Quite honestly, once it has the sticker on the back door, I've never had a single person inquire further. It has a COI and evidence of an annual inspection by the regulatory agency. Which is more than you will find in most any country aside from Canada, the UK, and Australia. Most "liveaboard vessels" with national certifications have no evidence of any sort.

I couldn't even get my passengers to look at something as simple as Air Test results. No one on the entire planet gives 2 craps about the intricacies of what the safety inspection really consisted of. No one cares now, no one cares next week, and no one cared last week.
 
Hi cerich, since you are personalizing this, for myself, I will answer. If asked, I will say "It passed due to being grandfathered", or "It passes the annual inspection". I would not say "It meets current standards". But you knew what I would say because I was pretty clear about my expectations in my earlier posts.
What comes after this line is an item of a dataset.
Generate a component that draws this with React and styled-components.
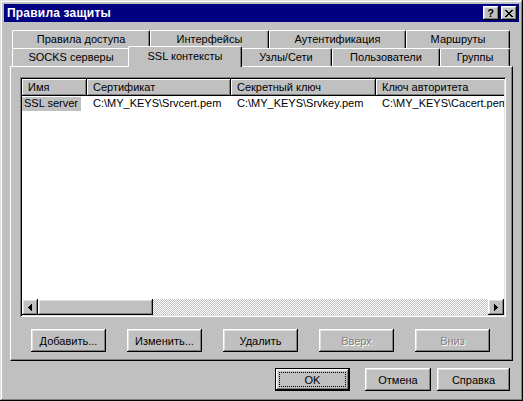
import React from 'react';
import styled, { createGlobalStyle, css } from 'styled-components';

const GlobalStyle = createGlobalStyle`
  html, body {
    margin: 0;
    padding: 0;
    background: #c0c0c0;
  }
  body {
    font-family: "Liberation Sans", Arial, sans-serif;
    font-size: 11px;
    color: #000;
  }
  * { box-sizing: border-box; }
`;

// classic 3d bevels
const raised = css`
  box-shadow: inset -1px -1px #000, inset 1px 1px #fff,
    inset -2px -2px #808080, inset 2px 2px #dfdfdf;
`;

const Window = styled.div`
  width: 523px;
  height: 401px;
  padding: 4px;
  background: #c0c0c0;
  display: flex;
  flex-direction: column;
  box-shadow: inset -1px -1px #000, inset 1px 1px #dfdfdf,
    inset -2px -2px #808080, inset 2px 2px #fff;
`;

const TitleBar = styled.div`
  height: 18px;
  background: #000080;
  display: flex;
  align-items: center;
  padding: 0 2px 0 3px;
`;

const Title = styled.div`
  flex: 1;
  color: #fff;
  font-weight: bold;
  font-size: 12px;
  letter-spacing: 0.2px;
`;

const CaptionButtons = styled.div`
  display: flex;
  gap: 2px;
`;

const CaptionButton = styled.div`
  width: 16px;
  height: 14px;
  background: #c0c0c0;
  ${raised};
  display: flex;
  align-items: center;
  justify-content: center;
  font-weight: bold;
  font-size: 11px;
  line-height: 1;
  padding-right: 1px;
`;

const Body = styled.div`
  flex: 1;
  display: flex;
  flex-direction: column;
  padding: 8px 6px 0 6px;
`;

const TabStrip = styled.div`
  margin: 0 3px 0 2px;
`;

const TabRow = styled.div`
  display: flex;
  height: 18px;
`;

const Tab = styled.div`
  width: ${p => p.$w}px;
  height: 18px;
  flex-shrink: 0;
  background: #c0c0c0;
  border-top: 1px solid #fff;
  border-left: 1px solid #fff;
  border-right: 1px solid #000;
  border-radius: 2px 2px 0 0;
  box-shadow: inset -1px 0 #808080;
  display: flex;
  justify-content: center;
  padding-top: 2px;
  white-space: nowrap;

  ${p => p.$active && css`
    width: ${p.$w + 4}px;
    height: 21px;
    margin: -2px -2px -1px;
    position: relative;
    z-index: 1;
    padding-top: 3px;
  `}
`;

const Panel = styled.div`
  height: 295px;
  border-top: 1px solid #fff;
  border-left: 1px solid #fff;
  border-right: 1px solid #000;
  border-bottom: 1px solid #000;
  box-shadow: inset -1px -1px #808080;
  padding: 10px 0 0 9px;
  display: flex;
  flex-direction: column;
`;

const ListView = styled.div`
  width: 486px;
  height: 240px;
  background: #fff;
  padding: 2px;
  display: flex;
  flex-direction: column;
  overflow: hidden;
  box-shadow: inset 1px 1px #808080, inset -1px -1px #fff,
    inset 2px 2px #000, inset -2px -2px #dfdfdf;
`;

const HeaderRow = styled.div`
  display: flex;
  height: 17px;
  overflow: hidden;
  flex-shrink: 0;
`;

const HeaderCell = styled.div`
  width: ${p => p.$w}px;
  flex-shrink: 0;
  background: #c0c0c0;
  padding: 2px 0 0 6px;
  white-space: nowrap;
  box-shadow: inset -1px -1px #000, inset 1px 1px #fff, inset -2px -2px #808080;
`;

const Row = styled.div`
  display: flex;
  height: 15px;
  overflow: hidden;
  flex-shrink: 0;
  padding-top: 1px;
`;

const Cell = styled.div`
  width: ${p => p.$w}px;
  flex-shrink: 0;
  padding-left: ${p => (p.$first ? 0 : 6)}px;
  white-space: nowrap;
  overflow: hidden;
`;

const Selected = styled.span`
  background: #c0c0c0;
  padding: 0 3px 0 2px;
  display: inline-block;
  height: 14px;
`;

const Spacer = styled.div`
  flex: 1;
`;

const ScrollBar = styled.div`
  display: flex;
  height: 16px;
  flex-shrink: 0;
`;

const ScrollButton = styled.div`
  width: 16px;
  height: 16px;
  flex-shrink: 0;
  background: #c0c0c0;
  ${raised};
  display: flex;
  align-items: center;
  justify-content: center;
`;

const Thumb = styled.div`
  width: 115px;
  height: 16px;
  flex-shrink: 0;
  background: #c0c0c0;
  ${raised};
`;

const Track = styled.div`
  flex: 1;
  background: repeating-conic-gradient(#c0c0c0 0% 25%, #fff 0% 50%) 0 0 / 2px 2px;
`;

const ActionRow = styled.div`
  display: flex;
  gap: 21px;
  margin: 12px 0 0 11px;
`;

const Button = styled.button`
  width: ${p => p.$w || 75}px;
  height: 23px;
  padding: 0;
  border: none;
  background: #c0c0c0;
  font-family: inherit;
  font-size: 11px;
  color: #000;
  position: relative;
  ${raised};

  ${p => p.disabled && css`
    color: #808080;
    text-shadow: 1px 1px #fff;
  `}

  ${p => p.$default && css`
    border: 1px solid #000;
    &::after {
      content: '';
      position: absolute;
      inset: 3px;
      border: 1px dotted #000;
    }
  `}
`;

const Footer = styled.div`
  display: flex;
  justify-content: flex-end;
  padding: 7px 3px 0 0;
`;

const FooterButtons = styled.div`
  display: flex;
  gap: ${p => p.$gap}px;
`;

const CloseIcon = () => (
  <svg width="8" height="7" viewBox="0 0 8 7" shapeRendering="crispEdges">
    <path d="M0 0h2v1H0zM6 0h2v1H6zM1 1h2v1H1zM5 1h2v1H5zM2 2h4v1H2zM3 3h2v1H3zM2 4h4v1H2zM1 5h2v1H1zM5 5h2v1H5zM0 6h2v1H0zM6 6h2v1H6z" fill="#000" />
  </svg>
);

const Arrow = ({ dir }) => (
  <svg width="4" height="7" viewBox="0 0 4 7" shapeRendering="crispEdges">
    {dir === 'left'
      ? <path d="M3 0h1v7H3zM2 1h1v5H2zM1 2h1v3H1zM0 3h1v1H0z" fill="#000" />
      : <path d="M0 0h1v7H0zM1 1h1v5H1zM2 2h1v3H2zM3 3h1v1H3z" fill="#000" />}
  </svg>
);

const backTabs = [
  { label: 'Правила доступа', w: 138 },
  { label: 'Интерфейсы', w: 119 },
  { label: 'Аутентификация', w: 137 },
  { label: 'Маршруты', w: 104 },
];

const frontTabs = [
  { label: 'SOCKS серверы', w: 118 },
  { label: 'SSL контексты', w: 110, active: true },
  { label: 'Узлы/Сети', w: 92 },
  { label: 'Пользователи', w: 108 },
  { label: 'Группы', w: 70 },
];

const columns = [
  { label: 'Имя', w: 65 },
  { label: 'Сертификат', w: 144 },
  { label: 'Секретный ключ', w: 145 },
  { label: 'Ключ авторитета', w: 150 },
];

const rows = [
  ['SSL server', 'C:\\MY_KEYS\\Srvcert.pem', 'C:\\MY_KEYS\\Srvkey.pem', 'C:\\MY_KEYS\\Cacert.pem'],
];

export default function App() {
  return (
    <>
      <GlobalStyle />
      <Window>
        <TitleBar>
          <Title>Правила защиты</Title>
          <CaptionButtons>
            <CaptionButton>?</CaptionButton>
            <CaptionButton><CloseIcon /></CaptionButton>
          </CaptionButtons>
        </TitleBar>

        <Body>
          <TabStrip>
            <TabRow>
              {backTabs.map(t => <Tab key={t.label} $w={t.w}>{t.label}</Tab>)}
            </TabRow>
            <TabRow>
              {frontTabs.map(t => (
                <Tab key={t.label} $w={t.w} $active={t.active}>{t.label}</Tab>
              ))}
            </TabRow>
          </TabStrip>

          <Panel>
            <ListView>
              <HeaderRow>
                {columns.map(c => <HeaderCell key={c.label} $w={c.w}>{c.label}</HeaderCell>)}
              </HeaderRow>
              {rows.map(r => (
                <Row key={r[0]}>
                  {r.map((v, i) => (
                    <Cell key={i} $w={columns[i].w} $first={i === 0}>
                      {i === 0 ? <Selected>{v}</Selected> : v}
                    </Cell>
                  ))}
                </Row>
              ))}
              <Spacer />
              <ScrollBar>
                <ScrollButton><Arrow dir="left" /></ScrollButton>
                <Thumb />
                <Track />
                <ScrollButton><Arrow dir="right" /></ScrollButton>
              </ScrollBar>
            </ListView>

            <ActionRow>
              <Button>Добавить...</Button>
              <Button>Изменить...</Button>
              <Button>Удалить</Button>
              <Button disabled>Вверх</Button>
              <Button disabled>Вниз</Button>
            </ActionRow>
          </Panel>

          <Footer>
            <FooterButtons $gap={15}>
              <Button $default>OK</Button>
              <FooterButtons $gap={6}>
                <Button $w={66}>Отмена</Button>
                <Button $w={73}>Справка</Button>
              </FooterButtons>
            </FooterButtons>
          </Footer>
        </Body>
      </Window>
    </>
  );
}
Now I am trying to find out how realistic my expectations are in practice.
Regarding realistic expectations:
  1. Do you actually see any such “meets current standards” statements in use when you shop for a charter boat, or is that purely a “what if” concern?
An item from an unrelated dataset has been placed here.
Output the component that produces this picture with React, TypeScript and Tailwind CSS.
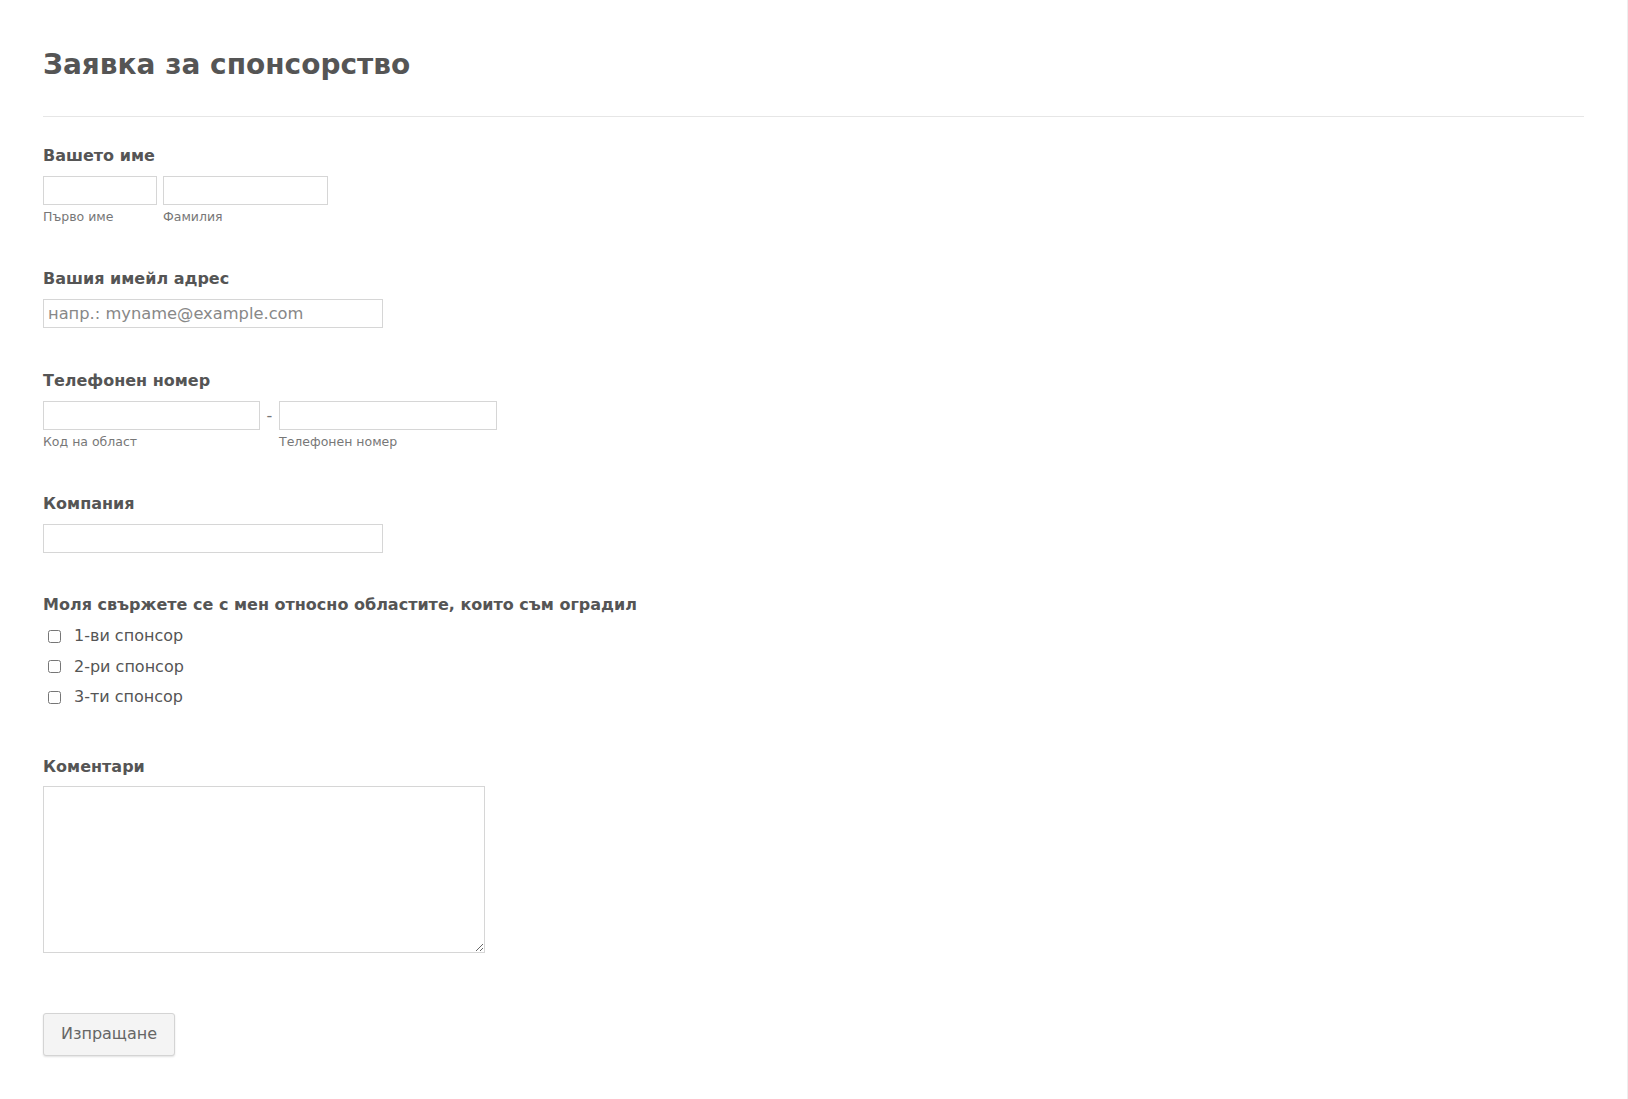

  2. Based on what you now know, assume any older boat was built to older standards. Your next questions are “how have those standards changed over the years?” and “was there a more recent renovation that required the boat be brought up to code?”
The main question then is what has changed in 40 years? Might not be all that much.
 
Thanks Wookie. For my info, what is the "T" in old T?
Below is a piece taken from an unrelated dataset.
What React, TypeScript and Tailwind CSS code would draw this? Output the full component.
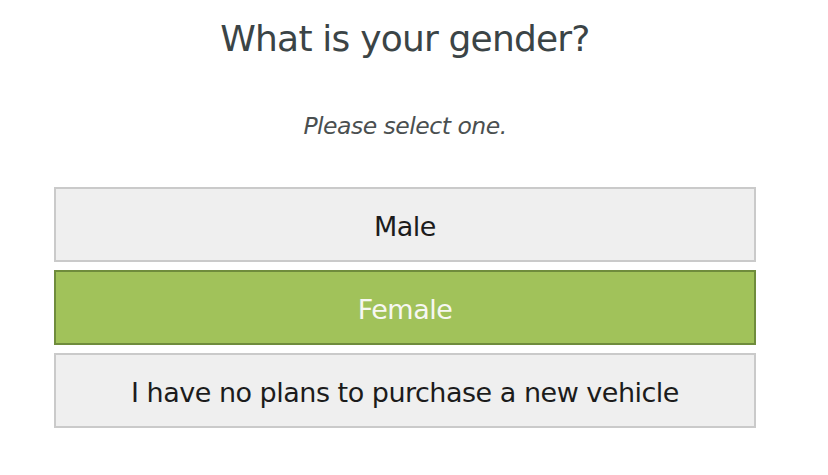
export default function App() {
  const options = ["Male", "Female", "I have no plans to purchase a new vehicle"];
  const selected = "Female";
  return (
    <div
      className="w-[828px] h-[475px] bg-white"
      style={{ fontFamily: '"DejaVu Sans", Verdana, sans-serif' }}
    >
      <div className="w-[810px] flex flex-col items-center">
        <h1 className="mt-[13px] text-[36px] leading-[52px] text-[#3b4446] tracking-[-0.8px]">
          What is your gender?
        </h1>
        <p className="mt-[46px] text-[23.5px] leading-[30px] italic text-[#4a4f50] tracking-[-0.5px]">
          Please select one.
        </p>
        <div className="mt-[46px] w-[702px] flex flex-col gap-[8px]">
          {options.map((o) => (
            <button
              key={o}
              className={
                o === selected
                  ? "h-[75px] pt-[6px] border-2 border-[#6f8c3c] bg-[#a1c25a] text-[#f7f7f2] text-[27px] tracking-[-0.5px]"
                  : "h-[75px] pt-[6px] border-2 border-[#cacaca] bg-[#efefef] text-[#1c1c1c] text-[27px] tracking-[-0.5px]"
              }
            >
              {o}
            </button>
          ))}
        </div>
      </div>
    </div>
  );
}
Just to be clear, I am trying to understand what common understanding of the phrase "meets current standards" is, without reference to the Conception, which I understand was a well regarded operation.
46 CFR Subchapter T is the governing document (with references to other documents) of the design and building and inspection of small (less than 150 passengers total, fewer than 49 overnight) passenger vessels.
 
I’m sorry but lost on all this “current” discussion was a question I could not tell that was answered. If this boat were built today, are there significant design differences that would have to be implemented (barring lessons from this accident)? Specifically relating to pax numbers, egress and alarms?
 
I don't think I'm mixing anything up. To me, it's a question of plain English.

In my opinion, if a ship passes only due to being grandfathered, it would not be appropriate to say "meets current USCG standards". It would be okay to say "passed USGC inspection". What's your opinion?

I'd be interested in answers from people in the boat industry: Do owners/operators advertise as "meets current USCG standards" when it passes the annual inspectipon only due to being grandfathered in one way or another? I would not have thought so, but maybe that is in fact what is comon practice. If so, that would be an eye opener to me.
If boats are like houses nothing over 3 years old meets current standards.
 
I’m sorry but lost on all this “current” discussion was a question I could not tell that was answered. If this boat were built today, are there significant design differences that would have to be implemented (barring lessons from this accident)? Specifically relating to pax numbers, egress and alarms?
For the most part, fire protection and lifesaving apparatus. I posted them is post 1523.
 
It's a ridiculous conjecture. A sad battery will not instantly engulf a 65 ft vessel. Just stop and think about physics for even a single moment.
I was in opposition to the fixation on the batteries/chargers from the very beginning, and not only because there is no evidence supporting these theories so far. The interesting question here is not how the fire started. The interesting question here is why did the fire spread around quickly and had such catastrophic consequences. Unfortunately, in the most common current workplace environment (offices and cubicles) people are not trained to think of fire hazard creatively. The last companies I worked for had a strict policy of "set the alarm and get out ASAP" in case of fire or smoke. Even if I saw smoke coming out of the coffee machine I was not allowed to unplug it but had to follow the above mentioned routine. There usually was a fire extinguisher somewhere in the corridor but only some "specially trained person" was allowed to use it. Being a natural born troublemaker, I've always asked who this mysterious specially trained guy is, and never got the answer. Such kindergarten environment where everything is covered by the insurance and the only goal is to avoid liability cultivates ignorance in general public. The mariners who comment here are of different breed, of course, so I suggest, read their comments and ignore the rest.